Return the lines below that carry the word "this".

--- begin ---

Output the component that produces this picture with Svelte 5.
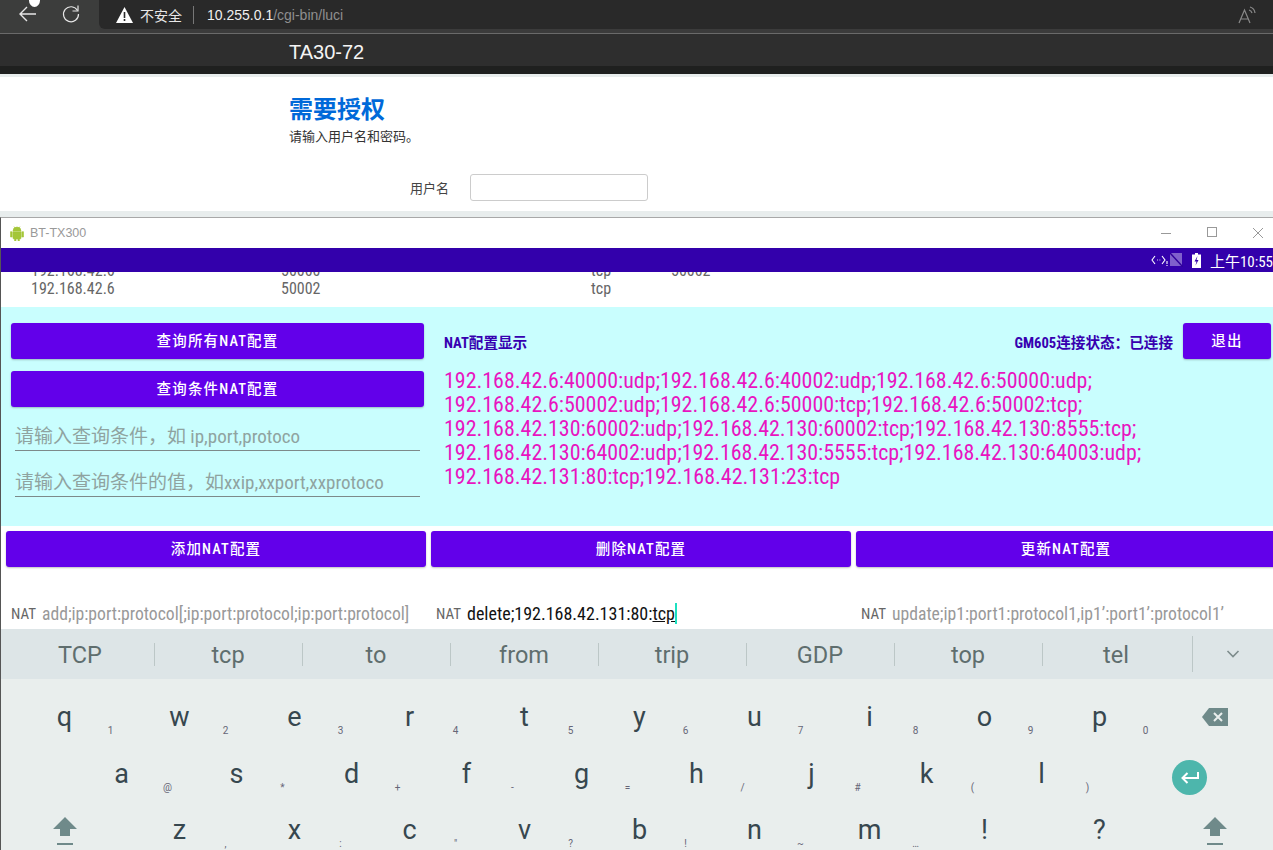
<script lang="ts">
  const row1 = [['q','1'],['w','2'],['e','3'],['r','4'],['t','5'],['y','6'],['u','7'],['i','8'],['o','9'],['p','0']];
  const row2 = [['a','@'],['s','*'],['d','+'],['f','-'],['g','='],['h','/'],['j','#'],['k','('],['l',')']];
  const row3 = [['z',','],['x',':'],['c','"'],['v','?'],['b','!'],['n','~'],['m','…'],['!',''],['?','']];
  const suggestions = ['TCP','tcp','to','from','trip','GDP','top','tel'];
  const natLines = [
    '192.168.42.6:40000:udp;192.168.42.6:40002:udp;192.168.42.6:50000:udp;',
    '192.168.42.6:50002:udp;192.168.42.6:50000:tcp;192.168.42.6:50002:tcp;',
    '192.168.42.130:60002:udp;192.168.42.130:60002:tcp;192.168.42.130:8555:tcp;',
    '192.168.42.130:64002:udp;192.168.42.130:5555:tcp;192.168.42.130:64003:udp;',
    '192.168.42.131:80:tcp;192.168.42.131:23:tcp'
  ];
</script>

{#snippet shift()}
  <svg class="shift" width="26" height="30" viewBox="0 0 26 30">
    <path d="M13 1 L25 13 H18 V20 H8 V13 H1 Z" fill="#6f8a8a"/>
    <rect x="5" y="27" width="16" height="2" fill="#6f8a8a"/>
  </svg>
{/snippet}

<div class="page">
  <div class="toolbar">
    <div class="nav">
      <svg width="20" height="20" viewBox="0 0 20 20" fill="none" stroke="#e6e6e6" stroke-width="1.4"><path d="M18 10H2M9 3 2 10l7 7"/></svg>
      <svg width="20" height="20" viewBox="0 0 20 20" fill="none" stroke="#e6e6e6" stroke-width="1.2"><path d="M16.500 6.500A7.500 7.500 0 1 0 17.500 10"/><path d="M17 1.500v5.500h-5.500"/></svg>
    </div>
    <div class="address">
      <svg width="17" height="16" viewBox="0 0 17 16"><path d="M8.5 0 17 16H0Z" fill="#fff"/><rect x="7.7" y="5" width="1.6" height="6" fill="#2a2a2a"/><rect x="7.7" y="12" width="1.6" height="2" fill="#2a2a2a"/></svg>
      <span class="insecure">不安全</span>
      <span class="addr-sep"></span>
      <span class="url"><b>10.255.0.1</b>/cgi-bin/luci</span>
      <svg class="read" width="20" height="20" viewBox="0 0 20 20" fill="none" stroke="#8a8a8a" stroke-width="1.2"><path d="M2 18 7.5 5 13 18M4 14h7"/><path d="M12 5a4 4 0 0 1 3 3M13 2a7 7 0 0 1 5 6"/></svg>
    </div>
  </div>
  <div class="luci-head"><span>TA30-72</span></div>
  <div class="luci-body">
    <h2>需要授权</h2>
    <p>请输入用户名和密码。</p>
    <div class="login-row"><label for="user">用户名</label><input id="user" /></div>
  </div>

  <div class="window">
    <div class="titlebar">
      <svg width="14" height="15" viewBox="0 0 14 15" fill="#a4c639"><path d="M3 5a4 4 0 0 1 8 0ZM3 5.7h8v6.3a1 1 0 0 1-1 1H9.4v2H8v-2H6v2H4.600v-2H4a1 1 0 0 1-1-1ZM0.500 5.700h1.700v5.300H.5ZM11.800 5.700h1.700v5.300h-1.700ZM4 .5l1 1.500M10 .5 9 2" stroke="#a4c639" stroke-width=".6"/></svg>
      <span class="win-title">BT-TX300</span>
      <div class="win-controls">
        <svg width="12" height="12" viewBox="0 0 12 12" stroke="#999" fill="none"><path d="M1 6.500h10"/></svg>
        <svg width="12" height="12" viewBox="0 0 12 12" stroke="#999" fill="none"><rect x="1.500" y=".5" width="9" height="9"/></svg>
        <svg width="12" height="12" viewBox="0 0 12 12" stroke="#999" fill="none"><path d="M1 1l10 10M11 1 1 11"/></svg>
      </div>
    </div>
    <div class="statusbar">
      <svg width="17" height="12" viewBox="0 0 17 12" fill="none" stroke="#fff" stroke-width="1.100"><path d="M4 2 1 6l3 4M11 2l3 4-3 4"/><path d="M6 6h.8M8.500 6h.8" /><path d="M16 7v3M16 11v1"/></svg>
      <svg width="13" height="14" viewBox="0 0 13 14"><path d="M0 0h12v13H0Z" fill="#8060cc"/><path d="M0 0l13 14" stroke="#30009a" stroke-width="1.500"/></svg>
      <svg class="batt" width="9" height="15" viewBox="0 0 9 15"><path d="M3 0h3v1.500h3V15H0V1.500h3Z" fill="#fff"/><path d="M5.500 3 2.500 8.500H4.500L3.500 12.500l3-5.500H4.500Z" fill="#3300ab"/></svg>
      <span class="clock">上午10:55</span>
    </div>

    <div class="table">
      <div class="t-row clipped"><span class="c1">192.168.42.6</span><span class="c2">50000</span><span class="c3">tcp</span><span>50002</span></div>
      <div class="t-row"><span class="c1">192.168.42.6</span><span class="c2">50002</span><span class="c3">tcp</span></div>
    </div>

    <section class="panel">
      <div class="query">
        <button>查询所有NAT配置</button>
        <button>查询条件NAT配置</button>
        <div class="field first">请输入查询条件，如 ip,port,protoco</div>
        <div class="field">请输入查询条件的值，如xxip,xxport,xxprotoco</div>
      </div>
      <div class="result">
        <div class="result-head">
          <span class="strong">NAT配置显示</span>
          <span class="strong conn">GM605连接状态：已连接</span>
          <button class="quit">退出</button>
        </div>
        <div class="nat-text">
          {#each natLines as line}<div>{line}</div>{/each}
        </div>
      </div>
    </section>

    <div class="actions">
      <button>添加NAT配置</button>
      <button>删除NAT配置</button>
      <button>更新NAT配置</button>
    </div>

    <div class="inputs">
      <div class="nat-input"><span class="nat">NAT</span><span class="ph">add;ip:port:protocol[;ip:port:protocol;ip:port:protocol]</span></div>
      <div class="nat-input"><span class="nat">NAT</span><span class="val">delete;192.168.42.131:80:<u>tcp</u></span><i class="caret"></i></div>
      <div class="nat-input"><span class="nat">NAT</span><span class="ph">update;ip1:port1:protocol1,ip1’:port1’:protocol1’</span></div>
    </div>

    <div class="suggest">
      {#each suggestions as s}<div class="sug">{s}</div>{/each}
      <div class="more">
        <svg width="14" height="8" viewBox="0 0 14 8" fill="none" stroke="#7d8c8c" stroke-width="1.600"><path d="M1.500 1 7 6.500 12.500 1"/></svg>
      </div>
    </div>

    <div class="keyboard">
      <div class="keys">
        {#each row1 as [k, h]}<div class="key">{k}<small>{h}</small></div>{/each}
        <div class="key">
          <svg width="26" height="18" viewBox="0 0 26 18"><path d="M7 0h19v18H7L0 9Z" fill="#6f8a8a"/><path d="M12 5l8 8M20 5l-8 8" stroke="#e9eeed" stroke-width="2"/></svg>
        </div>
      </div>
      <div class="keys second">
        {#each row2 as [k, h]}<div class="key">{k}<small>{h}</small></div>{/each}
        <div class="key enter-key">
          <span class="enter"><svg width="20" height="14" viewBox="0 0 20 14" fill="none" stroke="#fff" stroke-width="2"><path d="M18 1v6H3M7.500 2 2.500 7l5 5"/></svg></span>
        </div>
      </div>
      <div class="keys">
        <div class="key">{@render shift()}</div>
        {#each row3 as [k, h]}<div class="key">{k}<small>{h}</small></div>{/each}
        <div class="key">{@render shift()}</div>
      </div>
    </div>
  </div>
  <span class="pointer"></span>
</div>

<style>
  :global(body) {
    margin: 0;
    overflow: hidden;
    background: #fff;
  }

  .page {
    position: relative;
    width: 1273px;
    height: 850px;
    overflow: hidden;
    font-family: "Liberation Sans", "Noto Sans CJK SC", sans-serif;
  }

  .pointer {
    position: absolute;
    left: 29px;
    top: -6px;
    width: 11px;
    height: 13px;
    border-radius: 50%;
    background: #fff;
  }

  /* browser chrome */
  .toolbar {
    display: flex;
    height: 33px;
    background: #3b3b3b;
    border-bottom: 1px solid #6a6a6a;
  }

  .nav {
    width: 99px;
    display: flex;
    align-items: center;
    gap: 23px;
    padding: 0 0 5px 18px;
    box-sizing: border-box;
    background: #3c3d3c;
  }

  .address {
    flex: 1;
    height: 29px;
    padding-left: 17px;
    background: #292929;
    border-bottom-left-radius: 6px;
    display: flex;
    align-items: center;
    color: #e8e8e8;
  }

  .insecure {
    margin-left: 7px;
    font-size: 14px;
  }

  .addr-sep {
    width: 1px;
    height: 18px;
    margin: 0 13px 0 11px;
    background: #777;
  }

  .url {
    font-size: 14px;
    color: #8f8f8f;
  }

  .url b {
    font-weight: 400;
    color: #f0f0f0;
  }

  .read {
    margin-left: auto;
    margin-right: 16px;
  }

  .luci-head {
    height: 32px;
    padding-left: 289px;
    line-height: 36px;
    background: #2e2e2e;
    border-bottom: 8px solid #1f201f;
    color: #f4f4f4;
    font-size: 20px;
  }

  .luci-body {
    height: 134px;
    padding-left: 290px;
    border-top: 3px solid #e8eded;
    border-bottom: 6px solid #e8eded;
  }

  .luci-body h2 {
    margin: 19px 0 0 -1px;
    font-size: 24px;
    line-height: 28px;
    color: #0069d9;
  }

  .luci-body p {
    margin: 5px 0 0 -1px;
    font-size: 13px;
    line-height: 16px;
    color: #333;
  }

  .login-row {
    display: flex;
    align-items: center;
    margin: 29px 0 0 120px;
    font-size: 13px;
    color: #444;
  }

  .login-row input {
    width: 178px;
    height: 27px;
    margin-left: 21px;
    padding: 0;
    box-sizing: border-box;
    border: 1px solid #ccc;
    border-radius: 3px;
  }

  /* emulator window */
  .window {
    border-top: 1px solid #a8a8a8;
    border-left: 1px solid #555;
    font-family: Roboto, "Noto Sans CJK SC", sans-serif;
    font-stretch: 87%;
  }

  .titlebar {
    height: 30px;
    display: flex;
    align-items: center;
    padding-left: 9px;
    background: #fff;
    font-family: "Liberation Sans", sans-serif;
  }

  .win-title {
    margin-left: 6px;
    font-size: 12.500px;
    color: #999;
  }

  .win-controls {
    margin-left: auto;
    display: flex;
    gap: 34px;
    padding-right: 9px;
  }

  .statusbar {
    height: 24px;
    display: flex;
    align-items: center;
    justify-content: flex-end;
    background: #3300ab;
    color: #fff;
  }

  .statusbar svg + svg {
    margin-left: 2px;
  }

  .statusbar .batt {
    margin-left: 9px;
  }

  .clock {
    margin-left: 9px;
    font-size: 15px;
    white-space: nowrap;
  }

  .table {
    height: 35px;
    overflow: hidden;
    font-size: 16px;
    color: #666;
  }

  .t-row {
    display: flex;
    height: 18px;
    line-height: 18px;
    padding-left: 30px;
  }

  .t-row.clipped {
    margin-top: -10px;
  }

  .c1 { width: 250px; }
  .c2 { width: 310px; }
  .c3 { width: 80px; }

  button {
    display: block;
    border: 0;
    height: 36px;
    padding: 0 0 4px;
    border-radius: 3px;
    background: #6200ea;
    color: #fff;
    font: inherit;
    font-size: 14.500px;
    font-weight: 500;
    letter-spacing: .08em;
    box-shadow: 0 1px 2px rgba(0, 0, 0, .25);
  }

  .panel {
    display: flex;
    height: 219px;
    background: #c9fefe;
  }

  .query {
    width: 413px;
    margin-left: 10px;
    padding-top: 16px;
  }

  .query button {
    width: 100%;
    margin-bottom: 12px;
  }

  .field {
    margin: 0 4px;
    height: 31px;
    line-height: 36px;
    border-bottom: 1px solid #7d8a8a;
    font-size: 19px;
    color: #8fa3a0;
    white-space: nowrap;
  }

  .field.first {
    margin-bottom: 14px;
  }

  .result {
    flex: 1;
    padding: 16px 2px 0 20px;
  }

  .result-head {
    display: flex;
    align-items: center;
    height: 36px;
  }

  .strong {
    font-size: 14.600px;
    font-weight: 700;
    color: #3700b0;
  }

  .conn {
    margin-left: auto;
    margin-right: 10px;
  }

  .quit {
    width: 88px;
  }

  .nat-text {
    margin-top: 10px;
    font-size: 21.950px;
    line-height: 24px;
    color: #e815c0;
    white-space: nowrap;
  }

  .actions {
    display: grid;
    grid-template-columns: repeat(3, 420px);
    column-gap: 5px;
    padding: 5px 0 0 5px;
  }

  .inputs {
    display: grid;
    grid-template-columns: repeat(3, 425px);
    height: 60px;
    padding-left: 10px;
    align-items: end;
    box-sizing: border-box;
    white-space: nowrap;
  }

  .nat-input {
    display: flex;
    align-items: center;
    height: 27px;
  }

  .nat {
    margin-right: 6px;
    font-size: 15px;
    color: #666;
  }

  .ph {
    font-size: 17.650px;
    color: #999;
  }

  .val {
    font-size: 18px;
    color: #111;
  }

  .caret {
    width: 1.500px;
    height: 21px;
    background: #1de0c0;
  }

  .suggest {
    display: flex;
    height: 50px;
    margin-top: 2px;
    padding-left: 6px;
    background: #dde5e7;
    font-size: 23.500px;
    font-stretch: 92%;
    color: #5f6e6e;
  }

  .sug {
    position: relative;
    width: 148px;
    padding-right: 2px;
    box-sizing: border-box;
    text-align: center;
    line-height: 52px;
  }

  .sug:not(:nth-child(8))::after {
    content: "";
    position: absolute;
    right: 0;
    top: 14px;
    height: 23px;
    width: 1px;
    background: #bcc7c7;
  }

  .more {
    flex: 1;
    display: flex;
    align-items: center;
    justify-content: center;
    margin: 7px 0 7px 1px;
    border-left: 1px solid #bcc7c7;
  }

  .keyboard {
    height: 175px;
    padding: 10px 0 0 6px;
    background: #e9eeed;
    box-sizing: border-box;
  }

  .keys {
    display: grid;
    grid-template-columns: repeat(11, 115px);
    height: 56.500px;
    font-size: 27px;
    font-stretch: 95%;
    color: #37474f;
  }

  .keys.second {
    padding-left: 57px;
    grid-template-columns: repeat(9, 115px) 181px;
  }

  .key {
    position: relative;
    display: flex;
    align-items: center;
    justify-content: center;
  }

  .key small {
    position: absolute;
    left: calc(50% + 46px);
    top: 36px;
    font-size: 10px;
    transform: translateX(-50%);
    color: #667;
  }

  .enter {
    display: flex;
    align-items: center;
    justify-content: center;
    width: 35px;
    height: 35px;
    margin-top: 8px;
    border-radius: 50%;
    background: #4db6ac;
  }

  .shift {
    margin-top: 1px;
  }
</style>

--- end ---
--- begin ---

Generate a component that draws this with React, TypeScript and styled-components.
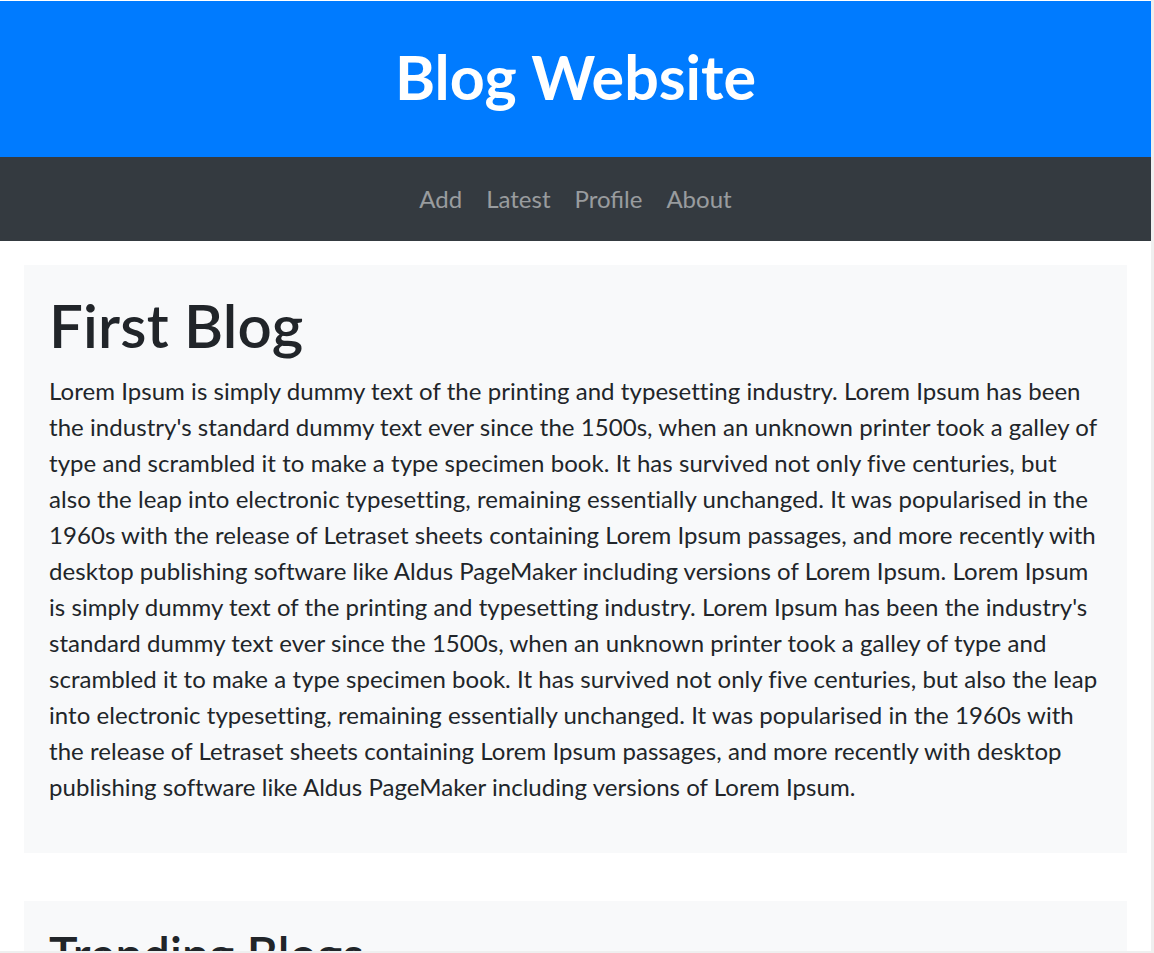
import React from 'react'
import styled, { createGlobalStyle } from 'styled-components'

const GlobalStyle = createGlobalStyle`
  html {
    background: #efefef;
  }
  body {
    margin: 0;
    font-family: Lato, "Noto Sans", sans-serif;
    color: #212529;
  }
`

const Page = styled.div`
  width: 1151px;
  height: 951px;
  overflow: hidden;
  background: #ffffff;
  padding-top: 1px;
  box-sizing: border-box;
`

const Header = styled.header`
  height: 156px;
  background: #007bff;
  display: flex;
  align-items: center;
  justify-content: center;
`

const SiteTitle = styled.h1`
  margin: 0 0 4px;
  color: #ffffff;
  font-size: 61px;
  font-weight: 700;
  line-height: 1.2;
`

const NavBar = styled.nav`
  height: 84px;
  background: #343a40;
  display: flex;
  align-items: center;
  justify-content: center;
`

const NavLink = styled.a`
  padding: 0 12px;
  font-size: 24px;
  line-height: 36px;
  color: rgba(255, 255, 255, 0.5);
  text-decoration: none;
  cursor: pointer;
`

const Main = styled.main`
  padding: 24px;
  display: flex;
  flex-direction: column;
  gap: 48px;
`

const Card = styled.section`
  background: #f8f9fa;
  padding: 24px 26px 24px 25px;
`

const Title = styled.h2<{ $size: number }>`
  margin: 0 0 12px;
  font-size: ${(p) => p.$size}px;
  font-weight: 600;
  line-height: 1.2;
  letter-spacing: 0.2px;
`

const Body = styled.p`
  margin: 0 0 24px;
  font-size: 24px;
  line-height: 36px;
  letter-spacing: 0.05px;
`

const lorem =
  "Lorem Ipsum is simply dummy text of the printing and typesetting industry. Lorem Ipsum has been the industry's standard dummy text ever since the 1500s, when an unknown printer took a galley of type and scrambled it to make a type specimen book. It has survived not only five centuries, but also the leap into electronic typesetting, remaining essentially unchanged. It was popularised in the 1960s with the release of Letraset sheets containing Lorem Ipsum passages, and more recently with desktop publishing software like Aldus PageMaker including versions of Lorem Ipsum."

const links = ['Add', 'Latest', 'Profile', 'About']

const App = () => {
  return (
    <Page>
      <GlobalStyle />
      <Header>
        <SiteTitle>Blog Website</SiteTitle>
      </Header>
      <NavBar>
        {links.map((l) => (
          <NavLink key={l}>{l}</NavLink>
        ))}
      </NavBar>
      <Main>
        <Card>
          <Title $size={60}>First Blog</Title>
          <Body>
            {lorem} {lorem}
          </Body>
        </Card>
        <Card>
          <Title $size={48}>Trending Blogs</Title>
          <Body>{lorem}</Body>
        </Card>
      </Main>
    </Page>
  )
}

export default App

--- end ---

Answer in full:
Output the component that produces this picture with Svelte 5.
Generate a component that draws this with React, TypeScript and styled-components.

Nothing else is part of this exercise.